Homemade Honey Whole Wheat Dough

This is the recipe used every day at our Makery 

Ingredients

1 cup warm water

1 package Rapid Rise yeast

1-2 tablespoons honey

1/2 teaspoon kosher or sea salt

1-2 tablespoons extra virgin olive oil

2 -2 1/2 cups whole wheat flour

Directions

1. Dissolve yeast and honey in warm water in a large bowl. Let stand for 5 -7 minutes for bubbles to form as yeast is proofing.

2. Stir remaining dough ingredients into yeast mixture to combine all ingredients. Allow dough to rest covered with plastic(about 5 minutes).

3. Divide dough into 8 -10 equal pieces. Knead dough balls on a lightly floured work area and form into 8 round pizza shapes. Top with 1-2 tablespoons of pizza sauce and assorted toppings of choice.

4 . Bake at 375 (for about 8 mini pizzas)for 8-10 minutes on a foil-lined sheet pan sprayed with cooking spray and sprinkled with 2 tablespoons of cornmeal.

 

Kids Cook kid-friendly kitchen tip - This is a versitle dough and may be used for pizzas, calazones, soft pretzels and dinner or cinnamon rolls. Lower oven temperature for  to 350 degrees F and increase bake time for anything other than pizzas and calazones.

Polar Bear Pickles

Makes 4 pint-size jars of pickles

 

Ingredients

6 to 8 Kirby cucumbers or 2 large cucumbers

1 bunch fresh dill, rinsed and dried with a paper towel

1 tablespoon black peppercorns or 1 tablespoon coarsely ground black pepper

4 cups apple cider vinegar

4 tablespoons kosher salt

2 tablespoons dill seed

4 peeled garlic cloves

 

Let’s Get Cooking!

1. In saucepan, combine apple cider, kosher salt, dill seed, and garlic cloves. Cook on medium-high heat until mixture begins to boil. Lower heat to medium-low and simmer

8 to 10 minutes.
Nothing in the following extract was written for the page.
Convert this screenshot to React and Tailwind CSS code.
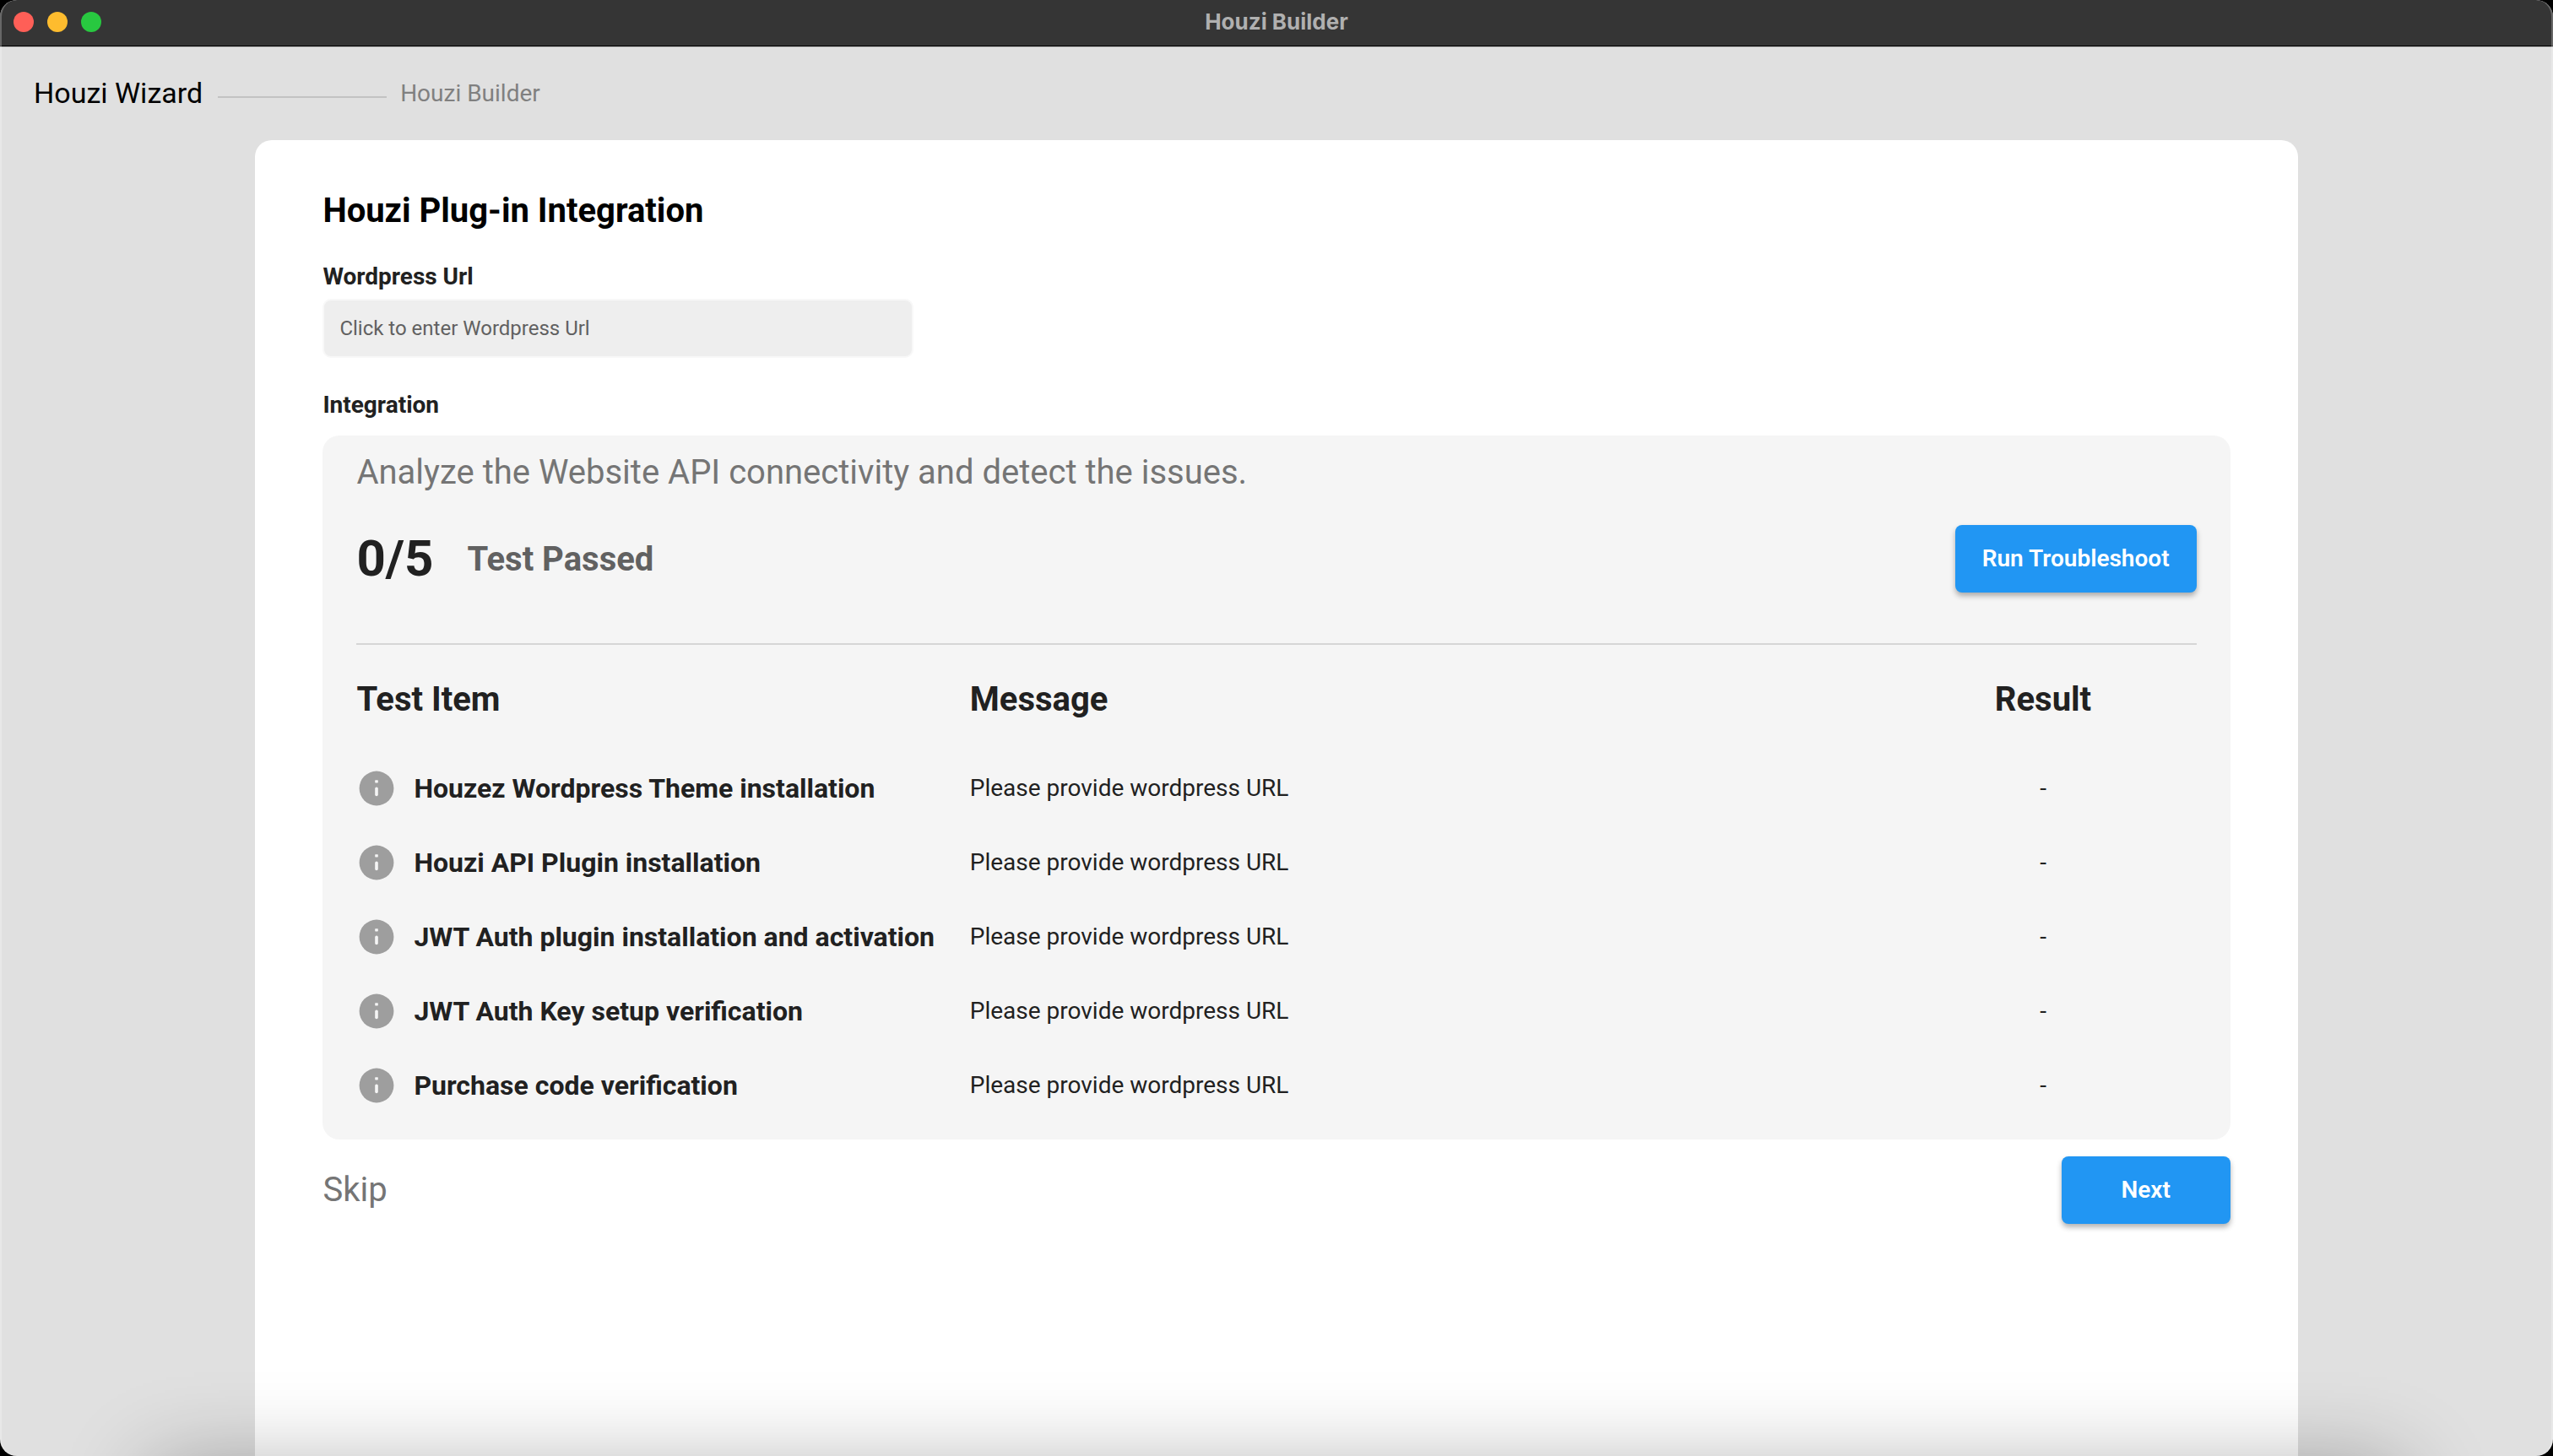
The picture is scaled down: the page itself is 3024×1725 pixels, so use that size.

Remove liquid from heat and allow to cool while preparing cucumbers. (This liquid is called the brine.)

2. On a cutting board, slice unpeeled cucumbers in ½-inch slices and place in bowl.

3. Cut off stems of dill. Pull apart or cut entire fresh bunch of dill into 2 to 3-inch long sprigs. Add fresh dill and black peppercorns to cucumbers in bowl. With your hands, toss ingredients to blend seasonings and herbs.

4. Divide cucumber mixture evenly among 4 cleaned and dried pint-sized jars, then ladle the brine equally into each jar.

5. Secure jars with lids. Ready. Set. Shake! Take each sealed jar and shake it to mix up the brine and seasonings.

6. Place pickles in refrigerator and don’t open and taste for 4 days! On day 5, open and crunch a bunch! These will keep for 3 weeks in the refrigerator.